From 1970 to 1975, the Danie Theron Medal was awarded to officers only, since the Jack Hindon Medal (JHM) was the equivalent award for other ranks. When the Jack Hindon Medal was discontinued in 1975, the Danie Theron Medal became available for award to all ranks.

==Order of wear==

The position of the Danie Theron Medal in the official order of precedence was revised three times after 1975, to accommodate the inclusion or institution of new decorations and medals, first upon the integration into the South African National Defence Force on 27 April 1994, again in April 1996, when decorations and medals were belatedly instituted for the two former non-statutory forces, the Azanian People's Liberation Army and Umkhonto we Sizwe, and finally upon the institution of a new set of awards on 27 April 2003.

- South African Defence Force until 26 April 1994

- Official SADF order of precedence:
  - Preceded by the Pro Merito Medal of 1975 (PMM).
  - Succeeded by the Jack Hindon Medal (JHM).
- Official national order of precedence:
  - Preceded by the Department of Correctional Services Medal for Merit (Non-Commissioned Officers).
  - Succeeded by the Jack Hindon Medal (JHM).

- South African National Defence Force from 27 April 1994

- Official SANDF order of precedence:
  - Preceded by the Marumo Medal, Class I of the Republic of Bophuthatswana.
  - Succeeded by the Jack Hindon Medal (JHM) of the Republic of South Africa.
- Official national order of precedence:
  - Preceded by the Correctional Services Medal for Merit (Non-Commissioned Officers) of the KwaZulu Homeland.
  - Succeeded by the Jack Hindon Medal (JHM) of the Republic of South Africa.

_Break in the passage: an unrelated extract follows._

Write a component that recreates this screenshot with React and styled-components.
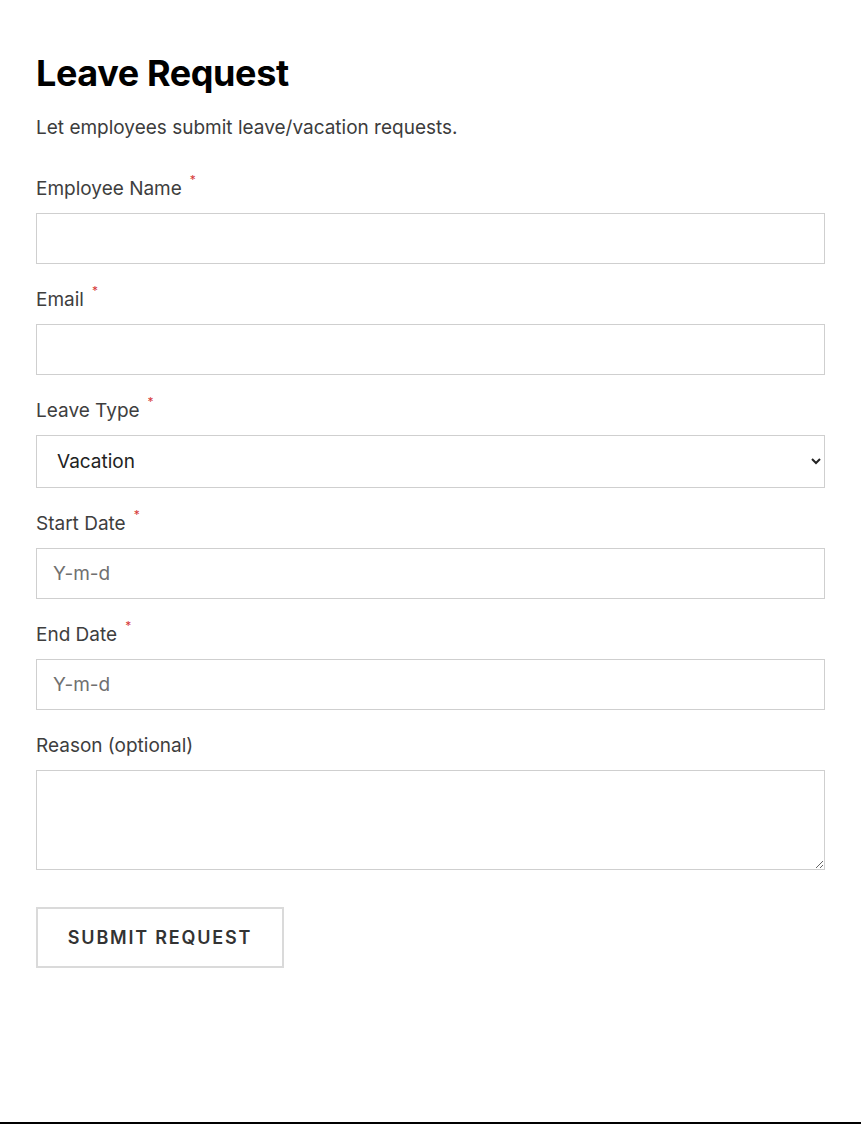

- South African National Defence Force from April 1996

- Official SANDF order of precedence:
  - Preceded by the Silver Medal for Merit (SMM) of the Azanian People's Liberation Army.
  - Succeeded by the Jack Hindon Medal (JHM) of the Republic of South Africa.
- Official national order of precedence:
  - Preceded by the Correctional Services Medal for Merit (Non-Commissioned Officers) of the KwaZulu Homeland.
  - Succeeded by the Jack Hindon Medal (JHM) of the Republic of South Africa.

- South African National Defence Force from 27 April 2003

- Official SANDF order of precedence:
  - Preceded by the iPhrothiya yeSiliva (PS) of the Republic of South Africa.
  - Succeeded by the Jack Hindon Medal (JHM) of the Republic of South Africa.
- Official national order of precedence:
  - Preceded by the Correctional Services Medal for Merit (Non-Commissioned Officers) of the KwaZulu Homeland.
  - Succeeded by the Jack Hindon Medal (JHM) of the Republic of South Africa.

==Description==
- Obverse
The Danie Theron Medal is a medallion struck in silver, 38 millimetres in diameter and 3 millimetres thick, depicting an eagle raising its wings on the obverse, inscribed "DANIE THERON" around the perimeter at the top and "MEDALJE • MEDAL" at the bottom.

- Reverse
The pre-1994 South African Coat of Arms is on the reverse. The decoration number was impressed at the bottom of the medal on the rim.

- Ribbon
The ribbon is 32 millimetres wide and green, with three 4 millimetres wide yellow bands, spaced 5 millimeters apart in the centre. The green and yellow colours have their origin in the ribbon colours of the three awards which were belatedly instituted in 1920, as retrospective awards for Boer veteran officers and men of the Second Boer War of 1899–1902, the Dekoratie voor Trouwe Dienst, the Medalje voor de Anglo-Boere Oorlog and the Lint voor Verwonding. For these three awards, these two colours had been gazetted as green and orange, but the orange appeared as yellow on the actual ribbons.

==Discontinuation==
Conferment of the decoration was discontinued in respect of services performed after 1993.